** Start of DATA SEGMENT **

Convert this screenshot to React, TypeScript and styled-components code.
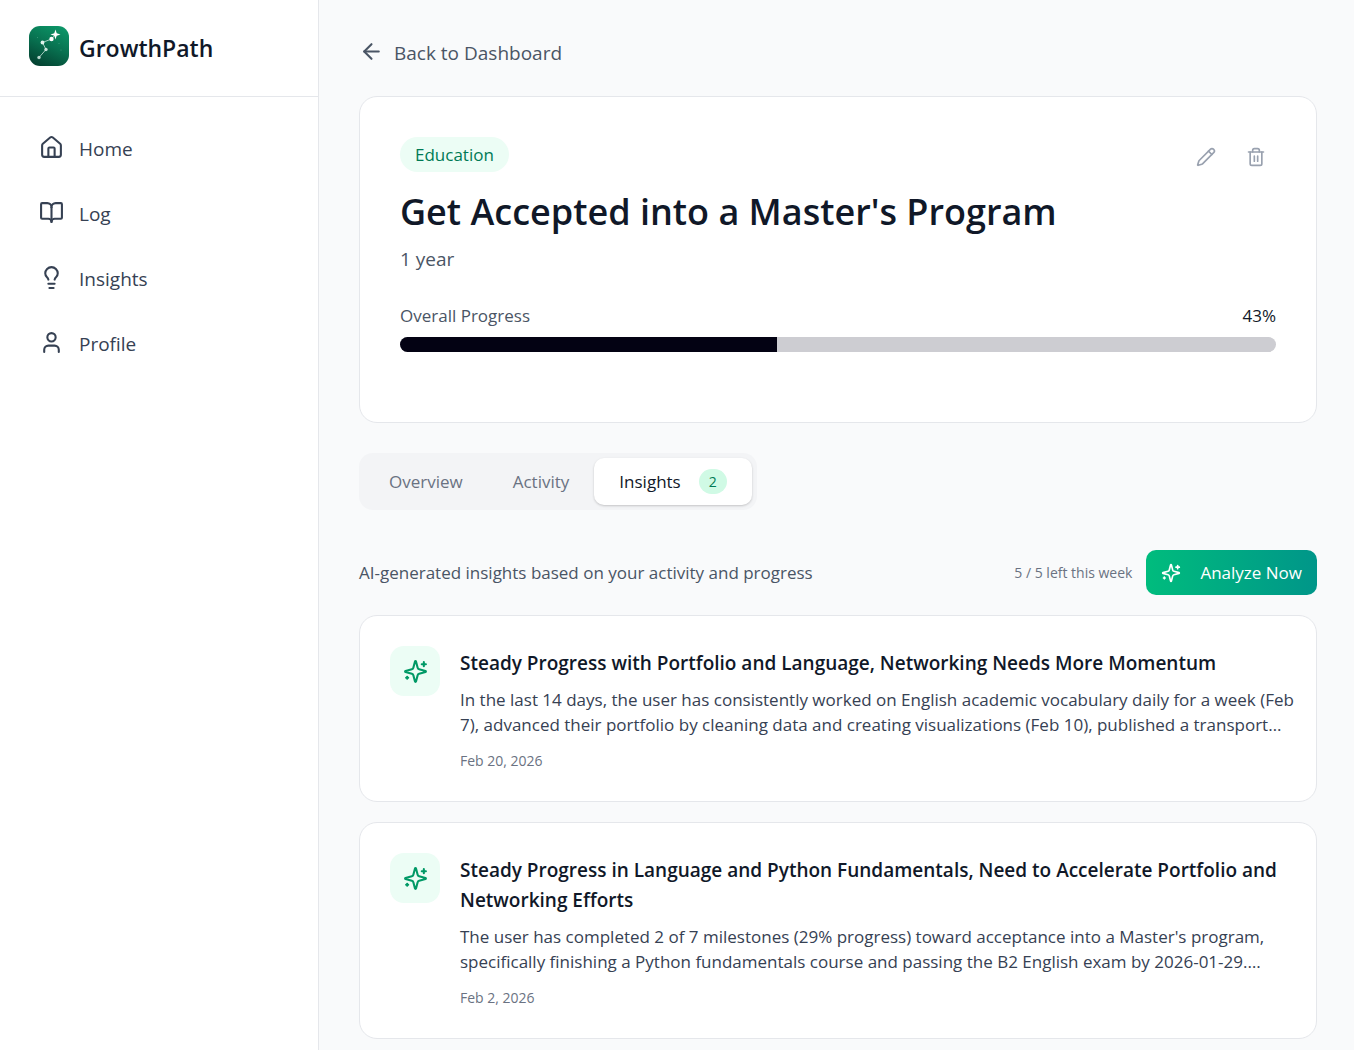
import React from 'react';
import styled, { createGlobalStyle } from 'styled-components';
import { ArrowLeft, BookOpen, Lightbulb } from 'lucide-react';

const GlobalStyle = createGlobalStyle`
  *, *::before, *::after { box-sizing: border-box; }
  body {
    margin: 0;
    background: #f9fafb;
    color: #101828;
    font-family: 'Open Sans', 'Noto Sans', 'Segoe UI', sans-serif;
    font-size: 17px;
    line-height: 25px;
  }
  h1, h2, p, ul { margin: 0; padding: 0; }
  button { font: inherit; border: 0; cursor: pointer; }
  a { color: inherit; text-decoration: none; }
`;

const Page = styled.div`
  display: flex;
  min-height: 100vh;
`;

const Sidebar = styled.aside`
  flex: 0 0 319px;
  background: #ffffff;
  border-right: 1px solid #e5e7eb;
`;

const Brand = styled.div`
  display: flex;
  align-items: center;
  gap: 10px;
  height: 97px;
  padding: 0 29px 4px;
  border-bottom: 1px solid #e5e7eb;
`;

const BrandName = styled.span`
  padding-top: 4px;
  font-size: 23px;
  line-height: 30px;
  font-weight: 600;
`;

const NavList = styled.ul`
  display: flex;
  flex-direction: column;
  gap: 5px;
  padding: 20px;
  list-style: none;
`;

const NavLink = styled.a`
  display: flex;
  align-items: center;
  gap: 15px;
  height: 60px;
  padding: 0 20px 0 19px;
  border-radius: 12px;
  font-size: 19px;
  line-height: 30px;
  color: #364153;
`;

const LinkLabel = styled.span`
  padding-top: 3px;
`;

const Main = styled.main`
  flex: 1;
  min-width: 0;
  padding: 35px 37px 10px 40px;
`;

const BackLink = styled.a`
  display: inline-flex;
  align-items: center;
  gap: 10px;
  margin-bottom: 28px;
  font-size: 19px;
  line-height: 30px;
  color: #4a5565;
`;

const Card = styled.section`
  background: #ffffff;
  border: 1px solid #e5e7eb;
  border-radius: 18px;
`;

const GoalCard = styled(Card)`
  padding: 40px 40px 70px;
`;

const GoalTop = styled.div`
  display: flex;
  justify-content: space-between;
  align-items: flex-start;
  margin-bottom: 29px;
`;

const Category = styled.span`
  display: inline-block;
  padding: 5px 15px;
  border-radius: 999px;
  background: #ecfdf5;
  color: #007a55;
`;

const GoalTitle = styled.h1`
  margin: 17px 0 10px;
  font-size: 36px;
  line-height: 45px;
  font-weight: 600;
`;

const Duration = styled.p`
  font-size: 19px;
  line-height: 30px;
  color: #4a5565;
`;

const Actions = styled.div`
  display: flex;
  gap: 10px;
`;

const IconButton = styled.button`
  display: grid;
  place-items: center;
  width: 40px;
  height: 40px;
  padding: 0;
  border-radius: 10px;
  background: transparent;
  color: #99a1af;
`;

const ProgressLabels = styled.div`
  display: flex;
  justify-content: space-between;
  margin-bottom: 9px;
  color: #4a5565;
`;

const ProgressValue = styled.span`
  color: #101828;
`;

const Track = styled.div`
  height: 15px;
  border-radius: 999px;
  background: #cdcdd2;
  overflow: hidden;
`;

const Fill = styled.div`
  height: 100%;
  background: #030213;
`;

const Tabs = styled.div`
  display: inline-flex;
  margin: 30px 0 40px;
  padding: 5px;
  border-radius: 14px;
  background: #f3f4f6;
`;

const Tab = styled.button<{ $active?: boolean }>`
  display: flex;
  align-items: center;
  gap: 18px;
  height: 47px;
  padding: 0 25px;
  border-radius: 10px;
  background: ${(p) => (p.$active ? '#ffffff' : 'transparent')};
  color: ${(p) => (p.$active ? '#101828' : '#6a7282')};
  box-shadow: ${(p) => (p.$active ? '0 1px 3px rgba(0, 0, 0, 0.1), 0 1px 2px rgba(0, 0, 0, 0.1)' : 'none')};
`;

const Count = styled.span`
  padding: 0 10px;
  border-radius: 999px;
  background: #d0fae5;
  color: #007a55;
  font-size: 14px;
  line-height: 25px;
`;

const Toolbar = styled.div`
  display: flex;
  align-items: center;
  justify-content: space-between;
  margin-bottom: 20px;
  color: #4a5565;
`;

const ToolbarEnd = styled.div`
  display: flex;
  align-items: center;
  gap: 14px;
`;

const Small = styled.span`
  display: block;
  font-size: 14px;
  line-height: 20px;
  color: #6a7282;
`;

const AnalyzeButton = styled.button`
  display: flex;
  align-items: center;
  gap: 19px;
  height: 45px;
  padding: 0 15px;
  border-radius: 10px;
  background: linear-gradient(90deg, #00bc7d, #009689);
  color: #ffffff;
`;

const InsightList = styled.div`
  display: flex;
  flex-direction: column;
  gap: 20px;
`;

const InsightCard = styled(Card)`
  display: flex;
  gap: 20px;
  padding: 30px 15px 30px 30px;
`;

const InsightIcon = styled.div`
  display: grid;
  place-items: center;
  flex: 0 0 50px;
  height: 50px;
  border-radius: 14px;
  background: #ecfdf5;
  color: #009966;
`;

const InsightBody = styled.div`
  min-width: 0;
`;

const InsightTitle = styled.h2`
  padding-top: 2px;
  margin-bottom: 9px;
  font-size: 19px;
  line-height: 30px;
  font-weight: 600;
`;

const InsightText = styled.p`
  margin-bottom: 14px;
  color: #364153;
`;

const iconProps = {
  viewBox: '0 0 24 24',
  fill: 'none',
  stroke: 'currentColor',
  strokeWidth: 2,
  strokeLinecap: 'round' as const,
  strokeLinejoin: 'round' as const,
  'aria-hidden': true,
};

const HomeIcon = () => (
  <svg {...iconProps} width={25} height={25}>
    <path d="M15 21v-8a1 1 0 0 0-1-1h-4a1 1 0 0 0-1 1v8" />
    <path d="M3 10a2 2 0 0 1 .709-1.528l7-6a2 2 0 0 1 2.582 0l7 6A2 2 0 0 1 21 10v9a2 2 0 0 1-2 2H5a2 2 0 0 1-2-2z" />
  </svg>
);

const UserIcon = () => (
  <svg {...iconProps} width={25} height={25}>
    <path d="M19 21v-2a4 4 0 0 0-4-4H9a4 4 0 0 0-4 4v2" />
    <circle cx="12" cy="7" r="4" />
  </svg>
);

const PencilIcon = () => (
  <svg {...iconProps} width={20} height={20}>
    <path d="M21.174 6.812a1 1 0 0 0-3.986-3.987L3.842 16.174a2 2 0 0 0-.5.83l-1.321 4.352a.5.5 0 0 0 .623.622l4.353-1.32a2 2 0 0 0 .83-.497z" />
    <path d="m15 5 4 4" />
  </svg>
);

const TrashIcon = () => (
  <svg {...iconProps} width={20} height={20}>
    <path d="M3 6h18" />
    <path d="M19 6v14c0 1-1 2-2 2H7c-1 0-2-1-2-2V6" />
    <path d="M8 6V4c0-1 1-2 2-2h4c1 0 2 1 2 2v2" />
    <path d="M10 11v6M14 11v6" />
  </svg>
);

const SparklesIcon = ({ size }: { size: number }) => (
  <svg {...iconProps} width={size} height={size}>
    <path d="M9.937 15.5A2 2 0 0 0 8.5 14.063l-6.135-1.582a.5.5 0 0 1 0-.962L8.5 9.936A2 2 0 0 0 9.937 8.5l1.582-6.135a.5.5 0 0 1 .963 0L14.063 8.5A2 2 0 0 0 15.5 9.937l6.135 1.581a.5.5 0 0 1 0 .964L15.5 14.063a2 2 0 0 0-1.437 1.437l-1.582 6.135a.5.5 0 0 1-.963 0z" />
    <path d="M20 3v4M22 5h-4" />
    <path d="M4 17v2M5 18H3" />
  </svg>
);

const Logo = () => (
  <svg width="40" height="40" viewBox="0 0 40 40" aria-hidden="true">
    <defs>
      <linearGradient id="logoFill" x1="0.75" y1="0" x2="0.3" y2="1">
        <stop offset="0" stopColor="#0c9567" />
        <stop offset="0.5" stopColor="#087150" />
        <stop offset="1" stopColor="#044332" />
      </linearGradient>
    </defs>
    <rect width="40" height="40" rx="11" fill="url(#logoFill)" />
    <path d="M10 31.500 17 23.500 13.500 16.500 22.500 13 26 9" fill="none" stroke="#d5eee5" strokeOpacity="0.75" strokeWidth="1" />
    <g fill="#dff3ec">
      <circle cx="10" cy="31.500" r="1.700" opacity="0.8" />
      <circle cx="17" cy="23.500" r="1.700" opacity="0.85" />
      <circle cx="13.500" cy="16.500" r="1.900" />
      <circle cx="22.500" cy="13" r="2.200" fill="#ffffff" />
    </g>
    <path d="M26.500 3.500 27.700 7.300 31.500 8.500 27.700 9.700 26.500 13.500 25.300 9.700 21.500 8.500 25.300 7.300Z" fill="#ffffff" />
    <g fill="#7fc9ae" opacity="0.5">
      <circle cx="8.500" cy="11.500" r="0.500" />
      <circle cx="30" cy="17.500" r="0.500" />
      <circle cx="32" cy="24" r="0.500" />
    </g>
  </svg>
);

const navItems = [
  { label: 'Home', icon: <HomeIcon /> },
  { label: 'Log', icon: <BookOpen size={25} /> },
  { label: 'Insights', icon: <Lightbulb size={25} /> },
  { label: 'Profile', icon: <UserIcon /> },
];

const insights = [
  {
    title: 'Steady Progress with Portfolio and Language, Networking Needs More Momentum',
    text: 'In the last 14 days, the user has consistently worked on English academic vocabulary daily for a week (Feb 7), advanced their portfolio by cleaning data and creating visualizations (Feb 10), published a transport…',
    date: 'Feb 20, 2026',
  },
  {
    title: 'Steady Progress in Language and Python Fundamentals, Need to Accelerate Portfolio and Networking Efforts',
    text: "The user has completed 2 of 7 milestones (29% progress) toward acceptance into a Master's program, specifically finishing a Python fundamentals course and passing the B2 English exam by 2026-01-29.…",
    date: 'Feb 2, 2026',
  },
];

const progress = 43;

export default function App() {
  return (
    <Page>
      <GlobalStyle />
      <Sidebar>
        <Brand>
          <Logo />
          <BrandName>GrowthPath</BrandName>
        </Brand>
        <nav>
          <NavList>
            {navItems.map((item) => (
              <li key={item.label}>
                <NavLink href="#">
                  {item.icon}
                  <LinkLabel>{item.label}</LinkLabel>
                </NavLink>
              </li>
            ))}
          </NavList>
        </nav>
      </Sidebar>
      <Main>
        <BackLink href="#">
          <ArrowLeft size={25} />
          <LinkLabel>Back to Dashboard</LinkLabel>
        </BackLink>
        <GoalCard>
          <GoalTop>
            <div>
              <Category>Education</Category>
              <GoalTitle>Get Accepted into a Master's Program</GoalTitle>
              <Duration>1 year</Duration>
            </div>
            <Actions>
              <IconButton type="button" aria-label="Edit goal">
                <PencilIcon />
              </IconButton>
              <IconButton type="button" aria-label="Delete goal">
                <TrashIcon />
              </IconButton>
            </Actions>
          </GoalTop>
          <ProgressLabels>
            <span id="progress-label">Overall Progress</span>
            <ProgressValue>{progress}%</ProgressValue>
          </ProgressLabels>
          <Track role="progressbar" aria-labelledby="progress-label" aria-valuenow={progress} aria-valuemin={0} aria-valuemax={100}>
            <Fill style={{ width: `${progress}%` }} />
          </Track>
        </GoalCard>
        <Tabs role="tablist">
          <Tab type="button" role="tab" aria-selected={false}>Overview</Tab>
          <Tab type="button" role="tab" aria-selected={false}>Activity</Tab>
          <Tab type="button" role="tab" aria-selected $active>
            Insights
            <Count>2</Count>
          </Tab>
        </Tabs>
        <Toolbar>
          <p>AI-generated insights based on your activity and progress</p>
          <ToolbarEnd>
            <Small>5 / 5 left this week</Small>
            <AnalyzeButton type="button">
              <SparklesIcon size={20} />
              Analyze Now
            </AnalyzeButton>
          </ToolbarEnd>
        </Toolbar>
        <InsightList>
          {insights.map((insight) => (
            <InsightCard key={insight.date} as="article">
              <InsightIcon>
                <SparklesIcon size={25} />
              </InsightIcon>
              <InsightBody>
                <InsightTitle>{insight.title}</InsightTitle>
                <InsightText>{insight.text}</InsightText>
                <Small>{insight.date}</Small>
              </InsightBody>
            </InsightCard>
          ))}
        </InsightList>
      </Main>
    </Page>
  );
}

** End of DATA SEGMENT **

**WHAT NEEDS TO BE DONE**. From the first line above to the line containing "ArrowLeft, BookOpen, Lightbulb", repeat each line exactly. Pictures stay out.

**TASK OUTPUT**.
Convert this screenshot to React, TypeScript and styled-components code.
import React from 'react';
import styled, { createGlobalStyle } from 'styled-components';
import { ArrowLeft, BookOpen, Lightbulb } from 'lucide-react';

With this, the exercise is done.